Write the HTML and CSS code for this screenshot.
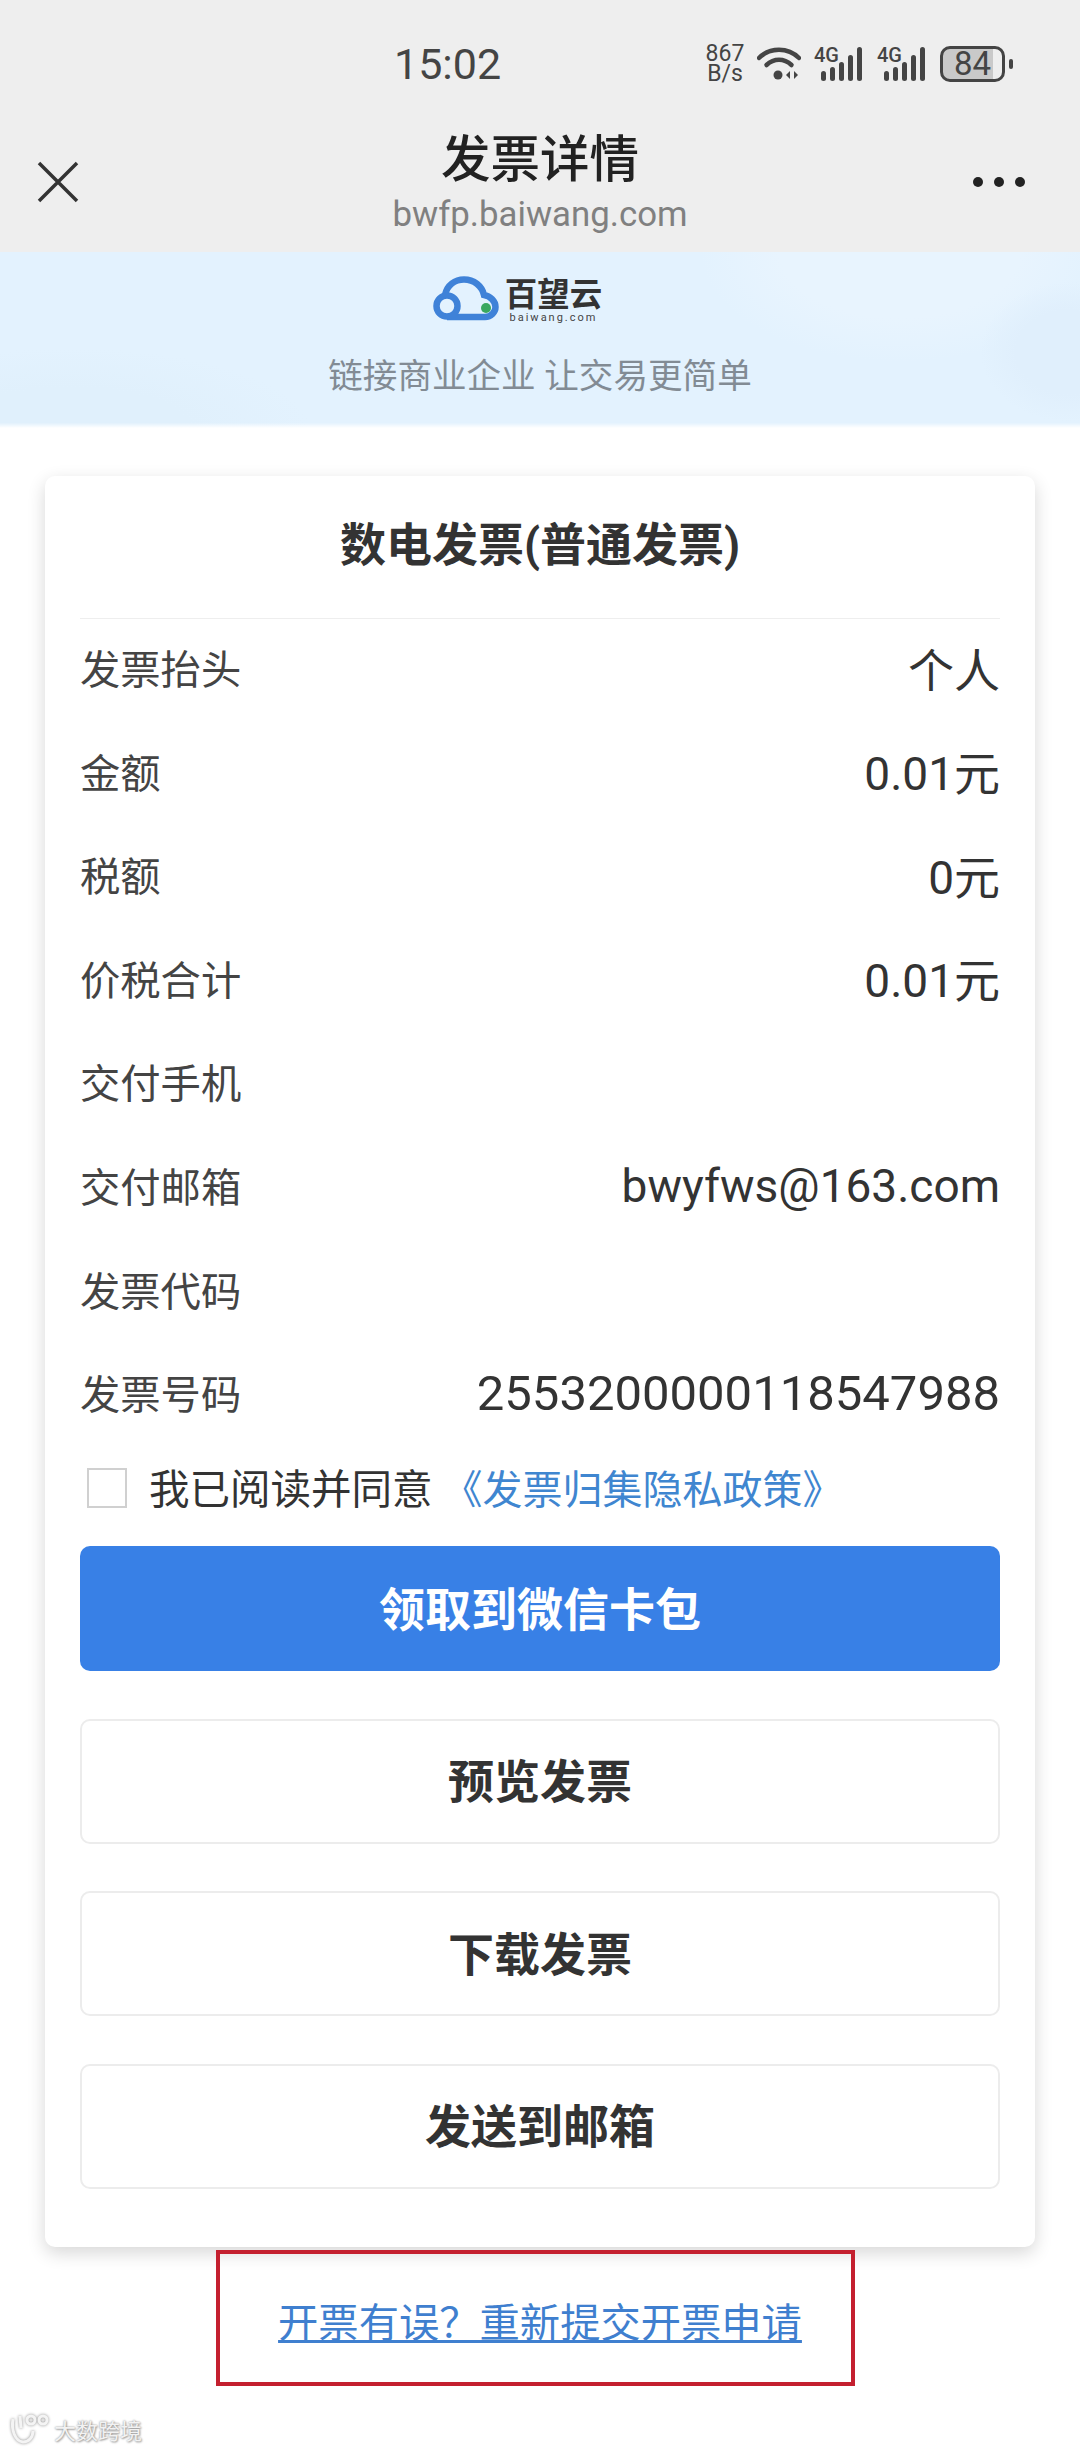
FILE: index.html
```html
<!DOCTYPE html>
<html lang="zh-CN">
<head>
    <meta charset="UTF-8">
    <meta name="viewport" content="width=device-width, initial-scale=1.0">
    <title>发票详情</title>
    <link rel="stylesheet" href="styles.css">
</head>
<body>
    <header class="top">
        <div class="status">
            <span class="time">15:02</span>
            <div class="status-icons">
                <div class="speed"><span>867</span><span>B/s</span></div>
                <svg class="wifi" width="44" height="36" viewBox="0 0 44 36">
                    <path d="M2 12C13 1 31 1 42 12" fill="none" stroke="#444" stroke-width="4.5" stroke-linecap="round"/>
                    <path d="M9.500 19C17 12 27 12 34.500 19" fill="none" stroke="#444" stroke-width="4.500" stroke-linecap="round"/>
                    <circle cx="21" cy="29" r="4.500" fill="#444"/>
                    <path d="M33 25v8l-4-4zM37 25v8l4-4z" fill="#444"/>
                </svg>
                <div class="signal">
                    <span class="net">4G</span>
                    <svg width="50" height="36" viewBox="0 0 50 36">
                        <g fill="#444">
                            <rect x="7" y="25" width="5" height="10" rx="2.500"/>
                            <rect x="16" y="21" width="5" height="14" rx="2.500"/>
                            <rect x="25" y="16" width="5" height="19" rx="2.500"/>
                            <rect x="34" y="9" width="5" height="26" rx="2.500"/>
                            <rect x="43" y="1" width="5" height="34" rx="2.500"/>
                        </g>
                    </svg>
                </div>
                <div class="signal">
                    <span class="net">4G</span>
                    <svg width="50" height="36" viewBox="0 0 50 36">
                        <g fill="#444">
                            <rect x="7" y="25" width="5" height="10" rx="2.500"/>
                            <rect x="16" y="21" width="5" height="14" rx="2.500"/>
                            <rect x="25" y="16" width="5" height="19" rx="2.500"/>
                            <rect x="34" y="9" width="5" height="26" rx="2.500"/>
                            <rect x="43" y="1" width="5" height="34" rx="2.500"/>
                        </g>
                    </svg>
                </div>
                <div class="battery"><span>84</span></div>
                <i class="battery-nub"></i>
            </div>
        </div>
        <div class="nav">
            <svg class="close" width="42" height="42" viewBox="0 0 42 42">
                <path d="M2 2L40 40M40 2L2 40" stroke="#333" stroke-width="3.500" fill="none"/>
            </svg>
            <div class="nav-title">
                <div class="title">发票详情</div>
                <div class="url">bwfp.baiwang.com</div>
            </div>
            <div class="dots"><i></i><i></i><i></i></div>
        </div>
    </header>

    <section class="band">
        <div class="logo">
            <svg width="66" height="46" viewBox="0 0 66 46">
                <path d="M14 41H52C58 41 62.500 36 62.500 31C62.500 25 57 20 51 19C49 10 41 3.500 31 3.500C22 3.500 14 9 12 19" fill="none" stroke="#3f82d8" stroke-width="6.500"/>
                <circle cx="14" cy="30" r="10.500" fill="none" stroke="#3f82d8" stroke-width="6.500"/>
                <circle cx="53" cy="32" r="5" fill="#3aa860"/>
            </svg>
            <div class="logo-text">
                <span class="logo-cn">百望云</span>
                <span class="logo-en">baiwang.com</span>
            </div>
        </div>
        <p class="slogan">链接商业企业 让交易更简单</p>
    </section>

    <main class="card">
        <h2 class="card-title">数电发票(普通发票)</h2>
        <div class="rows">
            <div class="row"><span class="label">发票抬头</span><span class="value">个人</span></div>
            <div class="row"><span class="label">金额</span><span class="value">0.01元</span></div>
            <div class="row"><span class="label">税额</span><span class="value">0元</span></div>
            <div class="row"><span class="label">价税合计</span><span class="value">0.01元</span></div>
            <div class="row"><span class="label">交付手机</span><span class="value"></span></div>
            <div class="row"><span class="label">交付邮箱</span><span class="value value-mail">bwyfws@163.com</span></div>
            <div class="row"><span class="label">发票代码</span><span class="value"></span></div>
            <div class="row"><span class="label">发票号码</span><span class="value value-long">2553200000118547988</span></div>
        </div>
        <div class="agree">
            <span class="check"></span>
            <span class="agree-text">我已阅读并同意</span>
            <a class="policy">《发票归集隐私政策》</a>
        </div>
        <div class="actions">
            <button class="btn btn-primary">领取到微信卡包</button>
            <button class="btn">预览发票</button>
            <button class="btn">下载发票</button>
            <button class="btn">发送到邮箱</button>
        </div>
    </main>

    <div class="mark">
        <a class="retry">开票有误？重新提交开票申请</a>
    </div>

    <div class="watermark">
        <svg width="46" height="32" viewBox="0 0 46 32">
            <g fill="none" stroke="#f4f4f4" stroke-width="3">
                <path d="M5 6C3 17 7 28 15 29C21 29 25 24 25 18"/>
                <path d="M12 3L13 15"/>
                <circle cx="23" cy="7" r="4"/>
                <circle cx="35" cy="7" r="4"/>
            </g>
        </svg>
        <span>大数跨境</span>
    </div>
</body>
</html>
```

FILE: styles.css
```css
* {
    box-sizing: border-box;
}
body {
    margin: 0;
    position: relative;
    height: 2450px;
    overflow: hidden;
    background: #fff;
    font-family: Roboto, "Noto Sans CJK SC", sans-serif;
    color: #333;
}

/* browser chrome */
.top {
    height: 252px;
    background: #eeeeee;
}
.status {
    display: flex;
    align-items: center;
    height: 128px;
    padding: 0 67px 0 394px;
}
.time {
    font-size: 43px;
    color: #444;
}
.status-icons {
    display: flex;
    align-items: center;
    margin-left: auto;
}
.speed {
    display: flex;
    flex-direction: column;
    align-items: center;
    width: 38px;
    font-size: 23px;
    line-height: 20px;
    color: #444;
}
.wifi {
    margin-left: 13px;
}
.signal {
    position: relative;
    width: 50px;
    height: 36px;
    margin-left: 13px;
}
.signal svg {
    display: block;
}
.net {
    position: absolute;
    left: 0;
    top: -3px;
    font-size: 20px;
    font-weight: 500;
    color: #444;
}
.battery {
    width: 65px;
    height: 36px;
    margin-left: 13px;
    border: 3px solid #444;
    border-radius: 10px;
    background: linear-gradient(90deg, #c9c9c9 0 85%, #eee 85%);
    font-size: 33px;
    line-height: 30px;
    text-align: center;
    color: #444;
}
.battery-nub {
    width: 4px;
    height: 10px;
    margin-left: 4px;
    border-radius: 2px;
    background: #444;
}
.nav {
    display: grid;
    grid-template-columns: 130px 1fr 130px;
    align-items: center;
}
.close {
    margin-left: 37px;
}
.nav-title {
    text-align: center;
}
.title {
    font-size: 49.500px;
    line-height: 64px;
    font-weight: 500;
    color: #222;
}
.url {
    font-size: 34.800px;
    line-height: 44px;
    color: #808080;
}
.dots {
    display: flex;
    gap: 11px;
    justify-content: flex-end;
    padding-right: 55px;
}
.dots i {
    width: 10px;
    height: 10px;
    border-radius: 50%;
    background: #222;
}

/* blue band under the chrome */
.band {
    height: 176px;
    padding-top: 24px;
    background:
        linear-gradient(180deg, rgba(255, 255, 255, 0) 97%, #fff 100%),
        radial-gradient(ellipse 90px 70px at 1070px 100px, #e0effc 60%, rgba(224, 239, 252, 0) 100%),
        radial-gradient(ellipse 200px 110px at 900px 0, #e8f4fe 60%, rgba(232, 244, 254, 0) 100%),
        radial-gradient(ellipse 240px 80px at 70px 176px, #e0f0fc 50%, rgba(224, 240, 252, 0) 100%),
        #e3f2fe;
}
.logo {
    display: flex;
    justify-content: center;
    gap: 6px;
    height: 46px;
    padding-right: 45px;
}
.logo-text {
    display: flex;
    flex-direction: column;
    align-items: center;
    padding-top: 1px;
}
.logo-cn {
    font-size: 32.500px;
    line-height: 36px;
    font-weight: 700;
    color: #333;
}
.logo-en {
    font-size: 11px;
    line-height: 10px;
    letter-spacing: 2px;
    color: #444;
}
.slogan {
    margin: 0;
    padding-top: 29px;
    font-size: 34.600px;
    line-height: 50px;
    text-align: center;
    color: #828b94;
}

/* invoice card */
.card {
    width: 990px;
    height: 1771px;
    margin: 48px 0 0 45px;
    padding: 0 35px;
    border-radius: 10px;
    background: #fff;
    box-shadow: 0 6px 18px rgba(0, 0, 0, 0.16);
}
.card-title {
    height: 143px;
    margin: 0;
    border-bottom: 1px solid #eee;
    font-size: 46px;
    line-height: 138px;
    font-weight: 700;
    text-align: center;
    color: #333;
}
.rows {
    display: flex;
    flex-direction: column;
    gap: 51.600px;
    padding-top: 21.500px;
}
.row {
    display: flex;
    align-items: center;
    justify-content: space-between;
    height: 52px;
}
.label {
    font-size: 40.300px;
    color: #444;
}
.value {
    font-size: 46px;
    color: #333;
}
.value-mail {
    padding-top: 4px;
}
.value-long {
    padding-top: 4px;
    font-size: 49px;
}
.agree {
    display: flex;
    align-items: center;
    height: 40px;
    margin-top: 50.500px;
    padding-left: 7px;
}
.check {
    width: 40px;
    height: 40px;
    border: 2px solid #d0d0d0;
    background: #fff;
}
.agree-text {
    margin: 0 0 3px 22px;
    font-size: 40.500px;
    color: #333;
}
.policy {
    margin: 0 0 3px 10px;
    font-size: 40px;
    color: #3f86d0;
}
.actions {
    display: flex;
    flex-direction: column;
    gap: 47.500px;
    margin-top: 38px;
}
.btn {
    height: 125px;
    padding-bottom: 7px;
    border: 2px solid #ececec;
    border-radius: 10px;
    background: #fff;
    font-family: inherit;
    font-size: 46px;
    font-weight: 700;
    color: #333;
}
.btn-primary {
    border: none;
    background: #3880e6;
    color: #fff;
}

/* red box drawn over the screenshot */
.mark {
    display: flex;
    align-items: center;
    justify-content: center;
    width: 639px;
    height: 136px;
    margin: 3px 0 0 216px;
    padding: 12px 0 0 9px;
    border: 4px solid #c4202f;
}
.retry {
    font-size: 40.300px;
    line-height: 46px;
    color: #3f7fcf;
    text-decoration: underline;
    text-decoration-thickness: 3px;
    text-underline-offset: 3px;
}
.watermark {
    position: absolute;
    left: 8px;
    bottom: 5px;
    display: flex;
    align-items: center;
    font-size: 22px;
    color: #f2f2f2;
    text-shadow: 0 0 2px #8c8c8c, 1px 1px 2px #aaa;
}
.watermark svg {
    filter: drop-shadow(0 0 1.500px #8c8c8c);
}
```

--

- [Exercise description]: Work out the number of lines in this listing that include the word "screenshot". Reply with that number only.

- [Task output]: 2